ALAN WATTS www.alanwatts.com
The late Alan Watts (1915-1973), wrote over twenty books on the philosophy and psychology of religion, on Hinduism, Buddhism, Taoism and Zen, is best known as an interpreter of Zen Buddhism in particular, and Indian and Chinese philosophy in general. He joined Jean Varda on the Vallejo in the 1950's and co-hosted the great Houseboat Summit in 1967 with Timothy Leary, Allen Ginsberg and Gary Snyder.

Watts on the Vallejo

Born in England in 1915, Alan Watts attended King's College School Canterbury, served on the Council of the World Congress of Faiths (1936-38), and came to the United States in 1938. He held a Master's Degree in Theology from Seabury-Western Theological Seminary and an Honarary DD from the University of of Vermont in recognition of his work in the field of comparative religions. Alan Watts become widely recognized for his Zen writings and for The Book On the Taboo Against Knowing Who You Are.

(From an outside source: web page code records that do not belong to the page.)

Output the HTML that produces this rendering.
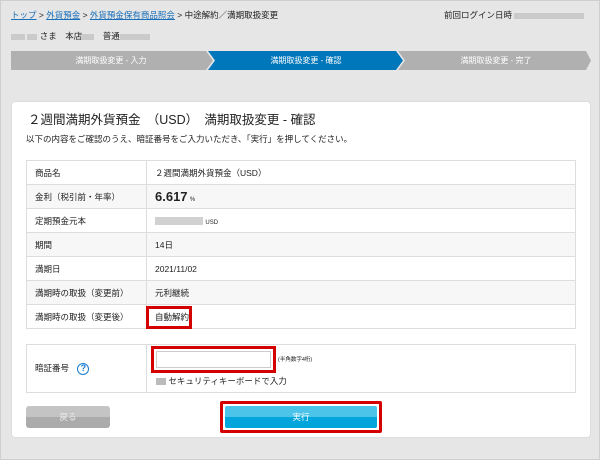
<!DOCTYPE html>
<html><head><meta charset="utf-8"><style>
*{margin:0;padding:0;box-sizing:border-box}
body{width:600px;height:460px;background:#e6e6e6;font-family:"Liberation Sans","Noto Sans CJK JP",sans-serif;font-size:9px;color:#222;position:relative;overflow:hidden;border:1px solid #cfcfcf}
.a{position:absolute}
a{color:#1a6fb8;text-decoration:underline}
.blur{display:inline-block;background:#bdbdbd;height:6px;vertical-align:middle;opacity:.7}
.step{position:absolute;top:50px;height:19px;color:#fff;font-size:8px;text-align:center;line-height:19px}
.panel{position:absolute;left:10px;top:100px;width:580px;height:337px;background:#fff;border-radius:4px;border:1px solid #ddd}
table{border-collapse:collapse;position:absolute;left:25px;width:550px}
td{border:1px solid #ddd;height:24px;padding-left:8px;font-size:8.5px}
td.l{width:120px}
</style></head><body>
<div class="a" style="left:10px;top:8px;font-size:8.5px"><a>トップ</a> &gt; <a>外貨預金</a> &gt; <a>外貨預金保有商品照会</a> &gt; 中途解約／満期取扱変更</div>
<div class="a" style="left:443px;top:8px;font-size:8.5px">前回ログイン日時 <span class="blur" style="width:70px"></span></div>
<div class="a" style="left:10px;top:29px;font-size:8.5px"><span class="blur" style="width:14px"></span> <span class="blur" style="width:10px"></span> さま　本店<span class="blur" style="width:12px"></span>　普通<span class="blur" style="width:30px"></span></div>
<svg class="a" style="left:10px;top:50px" width="580" height="19">
<polygon points="0,0 195,0 202,9.5 195,19 0,19" fill="#b0b0b0"/>
<polygon points="197,0 385,0 392,9.5 385,19 197,19 204,9.5" fill="#0077bb"/>
<polygon points="387,0 575,0 580,9.5 575,19 387,19 394,9.5" fill="#b0b0b0"/>
</svg>
<div class="step" style="left:10px;width:200px">満期取扱変更 - 入力</div>
<div class="step" style="left:210px;width:190px">満期取扱変更 - 確認</div>
<div class="step" style="left:400px;width:190px">満期取扱変更 - 完了</div>
<div class="panel"></div>
<div class="a" style="left:27px;top:108px;font-size:12.5px">２週間満期外貨預金　（USD）　満期取扱変更 - 確認</div>
<div class="a" style="left:25px;top:132px;font-size:8.5px">以下の内容をご確認のうえ、暗証番号をご入力いただき、「実行」を押してください。</div>
<table style="top:159px">
<tr><td class="l">商品名</td><td>２週間満期外貨預金（USD）</td></tr>
<tr style="background:#f7f7f7"><td class="l">金利（税引前・年率）</td><td><b style="font-size:13px">6.617</b> <span style="font-size:6px">%</span></td></tr>
<tr><td class="l">定期預金元本</td><td><span class="blur" style="width:48px;height:8px"></span> <span style="font-size:6px">USD</span></td></tr>
<tr style="background:#f7f7f7"><td class="l">期間</td><td>14日</td></tr>
<tr><td class="l">満期日</td><td>2021/11/02</td></tr>
<tr style="background:#f7f7f7"><td class="l">満期時の取扱（変更前）</td><td>元利継続</td></tr>
<tr><td class="l">満期時の取扱（変更後）</td><td>自動解約</td></tr>
</table>
<div class="a" style="left:145px;top:305px;width:46px;height:23px;border:3px solid #d40000"></div>
<table style="top:343px"><tr><td class="l" style="height:48px">暗証番号 <span style="display:inline-block;width:12px;height:12px;border:1.5px solid #1a7bd0;border-radius:50%;color:#1a7bd0;text-align:center;line-height:9px;font-size:9px;font-weight:bold;vertical-align:middle;margin-left:6px">?</span></td><td></td></tr></table>
<div class="a" style="left:150px;top:345px;width:125px;height:27px;border:3px solid #d40000;background:#fff"><div style="margin:2px;height:17px;border:1px solid #ccc"></div></div>
<div class="a" style="left:277px;top:354px;font-size:5.5px">(半角数字4桁)</div>
<div class="a" style="left:155px;top:374px;font-size:8.5px"><span style="display:inline-block;width:10px;height:7px;background:#bbb;vertical-align:middle"></span> セキュリティキーボードで入力</div>
<div class="a" style="left:25px;top:405px;width:84px;height:22px;border-radius:3px;background:linear-gradient(#c4c4c4 50%,#ababab 50%);color:#eee;text-align:center;line-height:22px;font-size:8.5px">戻る</div>
<div class="a" style="left:219px;top:400px;width:162px;height:32px;border:3px solid #d40000;border-radius:2px;padding:2px"><div style="height:22px;border-radius:2px;background:linear-gradient(#4cc3e8 50%,#00a5dc 50%);color:#fff;text-align:center;line-height:22px;font-size:8.5px">実行</div></div>
</body></html>
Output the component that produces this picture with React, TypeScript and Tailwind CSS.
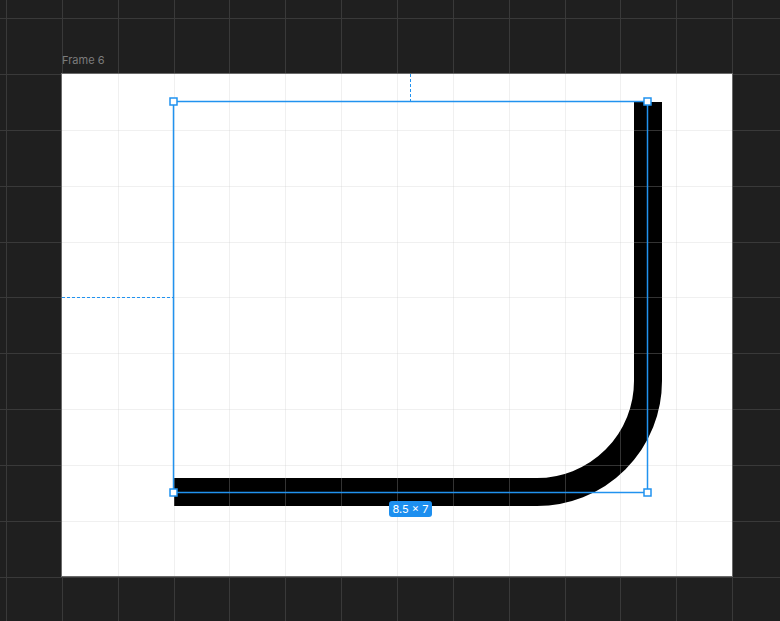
const STEP = 55.85;
const X0 = 6;
const Y0 = 18.15;

const range = (start: number, end: number) => {
  const out: number[] = [];
  for (let v = start; v <= end; v += STEP) out.push(Math.round(v) + 0.5);
  return out;
};

const colsAll = range(X0, 780);
const rowsAll = range(Y0, 621);

// frame bounds on the canvas
const frame = { x: 62, y: 74, w: 670, h: 502 };
const sel = { x: 173.5, y: 101.5, r: 647.5, b: 492.5 };

const Handle = ({ x, y }: { x: number; y: number }) => (
  <rect x={x - 3.5} y={y - 3.5} width={7} height={7} fill="#fff" stroke="#2192ef" strokeWidth={1.5} />
);

export default function App() {
  return (
    <div className="relative w-[780px] h-[621px] overflow-hidden bg-[#1f1f1f] font-['Inter','Noto_Sans',sans-serif]">
      <svg className="absolute inset-0" width={780} height={621}>
        {/* outer canvas grid */}
        {colsAll.map((x) => (
          <line key={`c${x}`} x1={x} y1={0} x2={x} y2={621} stroke="#393939" strokeWidth={1} />
        ))}
        {rowsAll.map((y) => (
          <line key={`r${y}`} x1={0} y1={y} x2={780} y2={y} stroke="#393939" strokeWidth={1} />
        ))}

        {/* frame */}
        <rect x={frame.x} y={frame.y} width={frame.w} height={frame.h} fill="#fff" />

        {/* shape */}
        <path
          d="M648 102 V381 A111 111 0 0 1 537 492 H174"
          fill="none"
          stroke="#000"
          strokeWidth={28}
        />

        {/* inner grid, drawn over content */}
        <g stroke="rgba(196,196,196,0.26)" strokeWidth={1}>
          {colsAll
            .filter((x) => x > frame.x + 1 && x < frame.x + frame.w - 1)
            .map((x) => (
              <line key={`ic${x}`} x1={x} y1={frame.y} x2={x} y2={frame.y + frame.h} />
            ))}
          {rowsAll
            .filter((y) => y > frame.y + 1 && y < frame.y + frame.h - 1)
            .map((y) => (
              <line key={`ir${y}`} x1={frame.x} y1={y} x2={frame.x + frame.w} y2={y} />
            ))}
        </g>
        <rect x={frame.x - 0.5} y={frame.y - 0.5} width={frame.w + 1} height={frame.h + 1} fill="none" stroke="#6a6a6a" strokeWidth={1} />

        {/* distance guides */}
        <line x1={410.5} y1={frame.y} x2={410.5} y2={sel.y} stroke="#2192ef" strokeWidth={1} strokeDasharray="3 2" />
        <line x1={frame.x} y1={297.5} x2={sel.x} y2={297.5} stroke="#2192ef" strokeWidth={1} strokeDasharray="3 2" />

        {/* selection */}
        <rect
          x={sel.x}
          y={sel.y}
          width={sel.r - sel.x}
          height={sel.b - sel.y}
          fill="none"
          stroke="#2192ef"
          strokeWidth={1.5}
        />
        <Handle x={sel.x} y={sel.y} />
        <Handle x={sel.r} y={sel.y} />
        <Handle x={sel.x} y={sel.b} />
        <Handle x={sel.r} y={sel.b} />
      </svg>

      <div className="absolute left-[62px] top-[53px] text-[11px] leading-[14px] text-[#7c7c7c]">Frame 6</div>

      <div className="absolute left-[389px] top-[501px] w-[43px] h-[16px] rounded-[3px] bg-[#1d8fef] text-white text-[11px] leading-[16px] flex items-center justify-center">
        8.5 × 7
      </div>
    </div>
  );
}
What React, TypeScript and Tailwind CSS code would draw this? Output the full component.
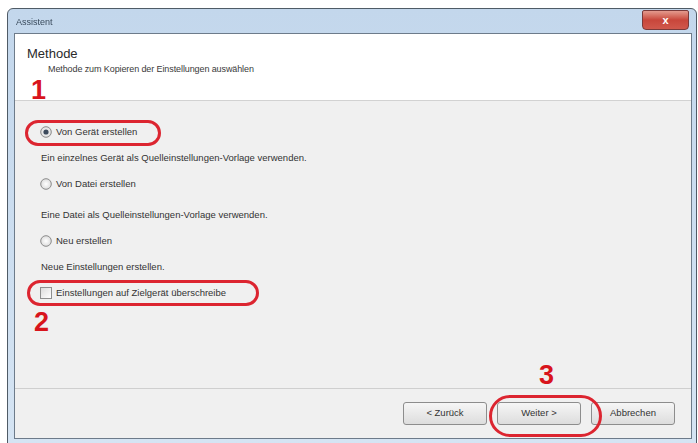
import React from 'react';

const font = { fontFamily: '"Liberation Sans", Arial, sans-serif' };

function Radio({ checked }: { checked?: boolean }) {
  return (
    <svg width="12" height="12" viewBox="0 0 12 12" className="shrink-0">
      <defs>
        <radialGradient id="rg" cx="50%" cy="50%" r="60%">
          <stop offset="0%" stopColor="#ffffff" />
          <stop offset="100%" stopColor="#d6d6d6" />
        </radialGradient>
      </defs>
      <circle cx="6" cy="6" r="5.3" fill="url(#rg)" stroke="#8c8c8c" strokeWidth="1" />
      {checked && <circle cx="6" cy="6" r="2.6" fill="#3c4a5c" />}
    </svg>
  );
}

function Checkbox() {
  return (
    <span className="shrink-0 w-[12px] h-[12px] border border-[#8e8f8f] bg-gradient-to-br from-[#dcdcdc] to-[#ffffff]" />
  );
}

const options = [
  { label: 'Von Gerät erstellen', desc: 'Ein einzelnes Gerät als Quelleinstellungen-Vorlage verwenden.', checked: true },
  { label: 'Von Datei erstellen', desc: 'Eine Datei  als Quelleinstellungen-Vorlage verwenden.', checked: false },
  { label: 'Neu erstellen', desc: 'Neue Einstellungen erstellen.', checked: false },
];

export default function App() {
  return (
    <div className="relative w-[698px] h-[443px] bg-white overflow-hidden" style={font}>
      <div className="ml-[7px] mt-[8px] w-[690px] h-[436px] border border-[#4f5b66] rounded-t-[6px] bg-gradient-to-b from-[#c3d7ec] to-[#d5e4f3] flex flex-col">
        {/* title bar */}
        <div className="h-[24px] flex items-start justify-between pl-[8px] pr-[7px]">
          <span className="mt-[7px] text-[9px] text-[#3a4b5c] blur-[0.7px]">Assistent</span>
          <div className="mt-[1px] w-[47px] h-[20px] rounded-b-[4px] rounded-t-[2px] border border-[#7a3a3a] bg-gradient-to-b from-[#e39a8e] via-[#c8463b] to-[#d0584c] flex items-center justify-center text-white text-[11px] font-bold">
            x
          </div>
        </div>

        {/* client */}
        <div className="ml-[6px] mr-[4px] mb-[4px] flex-1 border border-[#6d7b8a] bg-[#f0f0f0] flex flex-col">
          <div className="h-[67px] bg-white border-b border-[#d2d2d2] pl-[12px] pt-[12px]">
            <div className="text-[13px] leading-[16px] text-[#2a2a2a]">Methode</div>
            <div className="pl-[21px] mt-[1px] text-[9px] leading-[12px] text-[#3a3a3a] tracking-[-0.1px]">
              Methode zum Kopieren der Einstellungen auswählen
            </div>
          </div>

          <div className="flex-1 pl-[25px] pt-[18px] text-[9.5px] text-[#333]">
            {options.map((o, i) => (
              <div key={o.label}>
                <div className="h-[26px] flex items-center gap-[4px]">
                  <Radio checked={o.checked} />
                  <span>{o.label}</span>
                </div>
                <div className={`h-[26px] flex items-center pl-[1px] ${i === 1 ? 'mt-[5px]' : ''}`}>{o.desc}</div>
              </div>
            ))}
            <div className="h-[26px] flex items-center gap-[4px]">
              <Checkbox />
              <span>Einstellungen auf Zielgerät überschreibe</span>
            </div>
          </div>

          <div className="h-[50px] border-t border-[#cfcfcf] flex items-center justify-end gap-[10px] pr-[16px] pb-[1px]">
            {['< Zurück', 'Weiter >', 'Abbrechen'].map((b) => (
              <div
                key={b}
                className="w-[84px] h-[23px] rounded-[3px] border border-[#8d8d8d] bg-gradient-to-b from-[#f6f6f6] to-[#dddddd] flex items-center justify-center text-[9.5px] text-[#333]"
              >
                {b}
              </div>
            ))}
          </div>
        </div>
      </div>

      {/* annotations */}
      <span className="absolute left-[31px] top-[76px] text-[27px] leading-[28px] font-bold text-[#d8141c]">1</span>
      <span className="absolute left-[34px] top-[308px] text-[27px] leading-[28px] font-bold text-[#d8141c]">2</span>
      <span className="absolute left-[539px] top-[361px] text-[27px] leading-[28px] font-bold text-[#d8141c]">3</span>

      <div className="absolute left-[25px] top-[120px] w-[136px] h-[26px] rounded-full border-[3px] border-[#dc2530]" />
      <div className="absolute left-[27px] top-[280px] w-[232px] h-[26px] rounded-full border-[3px] border-[#dc2530]" />
      <div className="absolute left-[489px] top-[395px] w-[113px] h-[42px] rounded-full border-[3px] border-[#dc2530]" />
    </div>
  );
}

He died in 1973 at his home in California (the Vallejo), and is survived by his second wife and seven children. For more than forty years, Alan Watts earned a reputation as a foremost interpreter of Eastern philosophies for the West. Beginning at age sixteen, when he wrote essay for the journal of the Buddhist Lodge in London, he developed an audience of millions who were enriched through his books, tape recordings, radio, television, and public lectures.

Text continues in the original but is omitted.